2010年ノーベル賞に喜んでいてはいけない

確かに物理学と化学の日本人ノーベル賞受賞者が,2000年くらい以降,増えているのは事実です.
しかし,相変わらず名誉賞的に老人にしか与えられていません.化学賞の田中博士は別ですが...
少なくとも,日本人に限らず,理論物理学ノーベル賞が与えられないのは間違っている
受賞されない日本人ノーベル賞候補者 - なぜか数学者にはワイン好きが多い
外村博士に至っては,田中博士と同様企業に属していますが,理論物理学に対して量子力学上の観測問題を実験的に証明していて,ノーベル賞が与えられない理由がありません.

そんなことよりも,日本が危機的なのは,いくら実証的な化学や物性物理学の分野でノーベル賞を取っていても,フィールズ賞受賞者が出ていません.

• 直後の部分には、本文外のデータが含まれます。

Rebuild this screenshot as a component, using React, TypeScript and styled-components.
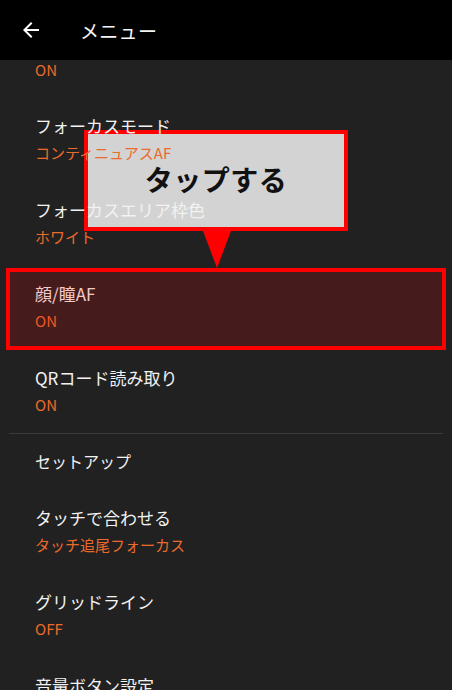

今年のフィールズ賞,ネヴァンリンナ賞,ガウス賞,チェーン賞は以下の通り.

http://www.icm2010.org.in/prize-winners-2010

Fields Medalists 2010
Elon Lindenstrauss
Ngô Bảo Châu
Stanislav Smirnov
Cédric Villani

Nevanlinna Prize 2010
Daniel Spielman

Gauss Prize 2010
Yves Meyer

Chern Prize 2010
Louis Nirenberg

伊藤清先生がガウス賞を取って日本数学会なんかで話題になりましたが,フィールズ賞受賞者は京大の数理解析研究所(今も所属変わってないかは確認してません.すみません)の森重文先生が最後.
要は,老人は賞を取ってるけど,若者は賞を取っていないということです.
※森先生のようにフィールズ賞を取っている人は老人じゃありません.老人は受賞対象になりませんから

反面,現在,自然科学と技術工学の両方の分野で研究開発を行っていますが,私自身,特に認められるような成果があげられているわけではなく...道を誤ったかなと.思ったり.
私もフィールズ賞は欲しかったです.トポロジー,保存量,一般相対論もしくは紐理論,regge calculus的な離散重力理論の統合で,そこそこイケないかなぁと若いころは思っていました.
やっぱりnatural scienceなりengineeringなり,専門に特化すべきなのかな...いや,でも両者の掛け橋的なことは誰かがやらないとならないと...信じたいです.
もう自分はいいので,もう少し若い人に,その役目を譲られて欲しい今日この頃です.
もういいやと思っているので仕事も辞めてもいいなぁと思いつつも,ここで自分が辞めたら本当に科学と技術の架け橋を継いでくれる後輩がいなくなってしまいそうで躊躇してますが,特に関心を持ってくれている人はいないから,結局いないということでいいのかな...私の生涯の試みは大失敗ということで.